After students had the opportunity to discuss on paper, we synthesized their responses together by examining what everyone had written.

To provide students with one more concrete example of grit, I read Shel Silverstein's The Little Blue Engine (Where the Sidewalk Endsp. 158), a poem that teaches the idea that when taking on a challenging goal, one must do more than just THINK you can.

Finally, I asked the students to consider the game, the responses to the Chalk Talk questions, and the poem as they came up with a single statement summarizing what they should do when they face a challenging goal. 

Each color represents an additional idea students wanted to add to the statement, which started with "Keep on trying". After students were done collectively editing and revising their statement, we tested to see if it was Timeless, Abstract, Universal, and Transferrable.
After reading about how students in fourth grade wrote a conceptual statement, synthesizing what they had learned about persistence, resilience, and grit, how could you lead your students through an investigation that would allow them to construct understanding of this complex concept?
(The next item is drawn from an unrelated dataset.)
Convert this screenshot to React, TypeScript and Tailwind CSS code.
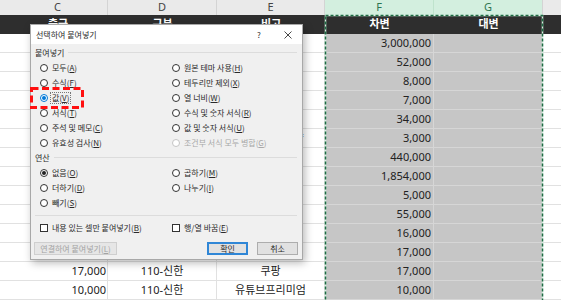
import type { ReactNode } from "react";

type Row = { c: string; d: string; e: string; f: string };

const rows: Row[] = [
  { c: "3,000,000", d: "110-신한", e: "급여 이체", f: "3,000,000" },
  { c: "52,000", d: "110-신한", e: "스마트 스토어", f: "52,000" },
  { c: "8,000", d: "110-신한", e: "통신비 납부일", f: "8,000" },
  { c: "7,000", d: "110-신한", e: "가스비 납부일", f: "7,000" },
  { c: "34,000", d: "110-신한", e: "마트", f: "34,000" },
  { c: "3,000", d: "110-신한", e: "도서 구입 교양", f: "3,000" },
  { c: "440,000", d: "110-신한", e: "카드 대금", f: "440,000" },
  { c: "1,854,000", d: "110-신한", e: "월세", f: "1,854,000" },
  { c: "5,000", d: "110-신한", e: "주차비 정산일", f: "5,000" },
  { c: "55,000", d: "110-신한", e: "식비", f: "55,000" },
  { c: "16,000", d: "110-신한", e: "교통비", f: "16,000" },
  { c: "17,000", d: "110-신한", e: "배달", f: "17,000" },
  { c: "17,000", d: "110-신한", e: "쿠팡", f: "17,000" },
  { c: "10,000", d: "110-신한", e: "유튜브프리미엄", f: "10,000" },
];

function SheetRow({ r }: { r: Row }) {
  return (
    <div className="flex h-[19px] text-[11px] text-[#222]">
      <div className="flex w-[108px] items-center justify-end border-r border-b border-[#e1e1e1] pr-[1px]">
        {r.c}
      </div>
      <div className="flex w-[109px] items-center justify-center border-r border-b border-[#e1e1e1]">
        {r.d}
      </div>
      <div className="flex w-[108px] items-center justify-center border-r border-b border-[#e1e1e1] whitespace-nowrap">
        {r.e}
      </div>
      <div className="flex w-[109px] items-center justify-end border-r border-b border-[#d6d6d6] bg-[#c6c6c6] pr-[2px]">
        {r.f}
      </div>
      <div className="w-[109px] border-r border-b border-[#d6d6d6] bg-[#c6c6c6]" />
      <div className="w-[18px] border-b border-[#e1e1e1]" />
    </div>
  );
}

function GroupLabel({ children }: { children: ReactNode }) {
  return (
    <div className="flex h-[15px] items-center pr-[5px] pl-[4px]">
      <span>{children}</span>
      <div className="ml-[4px] h-px flex-1 bg-[#dcdcdc]" />
    </div>
  );
}

function Radio({
  label,
  k,
  checked,
  blue,
  disabled,
  focus,
}: {
  label: string;
  k: string;
  checked?: boolean;
  blue?: boolean;
  disabled?: boolean;
  focus?: boolean;
}) {
  return (
    <div
      className={`flex h-[15px] items-center gap-[4px] whitespace-nowrap ${
        disabled ? "text-[#a8a8a8]" : ""
      }`}
    >
      <span
        className={`flex h-[8px] w-[8px] shrink-0 items-center justify-center rounded-full border bg-white ${
          disabled
            ? "border-[#c4c4c4]"
            : blue
              ? "border-[#0078d7]"
              : "border-[#333]"
        }`}
      >
        {checked && (
          <span
            className={`h-[4px] w-[4px] rounded-full ${
              blue ? "bg-[#0078d7]" : "bg-[#222]"
            }`}
          />
        )}
      </span>
      <span
        className={
          focus
            ? "-ml-[2px] border border-dotted border-[#777] px-[1px] leading-[10px]"
            : ""
        }
      >
        {label}
        <span className="underline-offset-1">
          (<u>{k}</u>)
        </span>
      </span>
    </div>
  );
}

function Check({ label, k }: { label: string; k: string }) {
  return (
    <div className="flex h-[14px] items-center gap-[4px] whitespace-nowrap">
      <span className="h-[8px] w-[8px] shrink-0 border border-[#333] bg-white" />
      <span>
        {label}(<u>{k}</u>)
      </span>
    </div>
  );
}

export default function App() {
  return (
    <div className="relative h-[300px] w-[561px] overflow-hidden bg-white font-['Noto_Sans','Noto_Sans_CJK_KR',sans-serif]">
      {/* column letters */}
      <div className="flex h-[15px] text-[11px] text-[#444]">
        <div className="flex w-[108px] items-center justify-center border-r border-[#d4d4d4] bg-[#eaeaea] pl-[8px]">
          C
        </div>
        <div className="flex w-[109px] items-center justify-center border-r border-[#d4d4d4] bg-[#eaeaea]">
          D
        </div>
        <div className="flex w-[108px] items-center justify-center border-r border-[#d4d4d4] bg-[#eaeaea]">
          E
        </div>
        <div className="flex w-[109px] items-center justify-center border-r border-[#bfe3cd] bg-[#d3efdf] text-[#2e7550]">
          F
        </div>
        <div className="flex w-[109px] items-center justify-center border-r border-[#d4d4d4] bg-[#d3efdf] text-[#2e7550]">
          G
        </div>
        <div className="w-[18px] bg-[#eaeaea]" />
      </div>

      {/* dark title row */}
      <div className="flex h-[19px] bg-[#2e2e2e] text-[11px] font-bold text-white">
        <div className="flex w-[108px] items-center justify-center pl-[8px]">출금</div>
        <div className="flex w-[109px] items-center justify-center">구분</div>
        <div className="flex w-[108px] items-center justify-center">비고</div>
        <div className="flex w-[109px] items-center justify-center">차변</div>
        <div className="flex w-[109px] items-center justify-center">대변</div>
        <div className="w-[18px]" />
      </div>

      {rows.map((r, i) => (
        <SheetRow key={i} r={r} />
      ))}

      {/* copy marquee */}
      <svg
        className="absolute top-[14px] left-[324px]"
        width="220"
        height="292"
      >
        <rect
          x="1.5"
          y="1.5"
          width="217"
          height="300"
          fill="none"
          stroke="#d8efe1"
          strokeWidth="1.5"
        />
        <rect
          x="1.5"
          y="1.5"
          width="217"
          height="300"
          fill="none"
          stroke="#1e6b43"
          strokeWidth="1.5"
          strokeDasharray="3 2"
        />
      </svg>

      {/* paste special dialog */}
      <div className="absolute top-[24px] left-[30px] flex h-[236px] w-[273px] flex-col border border-[#a8a8a8] bg-[#f0f0f0] font-['Noto_Sans_CJK_KR',sans-serif] text-[8px] text-[#2a2a2a] shadow-[2px_3px_8px_rgba(0,0,0,0.28)]">
        <div className="flex h-[19px] items-center bg-white pr-[4px] pl-[5px]">
          <span className="flex-1">선택하여 붙여넣기</span>
          <span className="w-5 text-center text-[8px]">?</span>
          <span className="ml-[9px] flex w-5 justify-center">
            <svg width="8" height="8" viewBox="0 0 8 8">
              <path d="M0.5 0.5L7.5 7.5M7.5 0.5L0.5 7.5" stroke="#333" strokeWidth="0.9" />
            </svg>
          </span>
        </div>

        <div className="flex flex-1 flex-col pt-[1px] pb-[4px]">
          <GroupLabel>붙여넣기</GroupLabel>
          <div className="grid grid-cols-[132px_1fr] pl-[9px]">
            <Radio label="모두" k="A" />
            <Radio label="원본 테마 사용" k="H" />
            <Radio label="수식" k="F" />
            <Radio label="테두리만 제외" k="X" />
            <Radio label="값" k="V" checked blue focus />
            <Radio label="열 너비" k="W" />
            <Radio label="서식" k="T" />
            <Radio label="수식 및 숫자 서식" k="R" />
            <Radio label="주석 및 메모" k="C" />
            <Radio label="값 및 숫자 서식" k="U" />
            <Radio label="유효성 검사" k="N" />
            <Radio label="조건부 서식 모두 병합" k="G" disabled />
          </div>

          <GroupLabel>연산</GroupLabel>
          <div className="grid grid-cols-[132px_1fr] pl-[9px]">
            <Radio label="없음" k="O" checked />
            <Radio label="곱하기" k="M" />
            <Radio label="더하기" k="D" />
            <Radio label="나누기" k="I" />
            <Radio label="빼기" k="S" />
          </div>

          <div className="mt-[5px] mr-[5px] ml-[4px] h-px bg-[#dcdcdc]" />

          <div className="mt-[5px] grid grid-cols-[132px_1fr] pl-[9px]">
            <Check label="내용 있는 셀만 붙여넣기" k="B" />
            <Check label="행/열 바꿈" k="E" />
          </div>

          <div className="mt-[7px] flex h-[13px] pr-[4px] pl-[3px]">
            <div className="flex w-[83px] items-center justify-center border border-[#cfcfcf] bg-[#e6e6e6] whitespace-nowrap text-[#a3a3a3]">
              연결하여 붙여넣기(<u>L</u>)
            </div>
            <div className="ml-auto flex w-[41px] items-center justify-center border-2 border-[#2f86d6] bg-[#e1e1e1]">
              확인
            </div>
            <div className="ml-[9px] flex w-[41px] items-center justify-center border border-[#adadad] bg-[#e1e1e1]">
              취소
            </div>
          </div>
        </div>
      </div>

      {/* red annotation */}
      <svg className="absolute top-[87px] left-[30px]" width="54" height="22">
        <rect
          x="1.5"
          y="1.5"
          width="51"
          height="19"
          fill="none"
          stroke="#ff1010"
          strokeWidth="3"
          strokeDasharray="7 3.5"
        />
      </svg>
    </div>
  );
}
*For those who are curious, the seemingly impossible game we played was Buzz. To play Buzz, students take turns counting in sequence out loud. Each player says one number. Every time a particular number comes up (see which numbers below), the student says "buzz" instead of the number and the order reverses direction. For the version we played, students needed to "buzz" on the following numbers:
  • numbers with a 7 (7, 17, 27, 37, 47)
  • numbers divisible by 7 (7, 14, 21, 28, 35, 42, 49)
  • numbers with a repeating digit (11, 22, 33, 44)
The game is "won" when the group reaches 50. Every time someone makes an error, the group must start over at 0.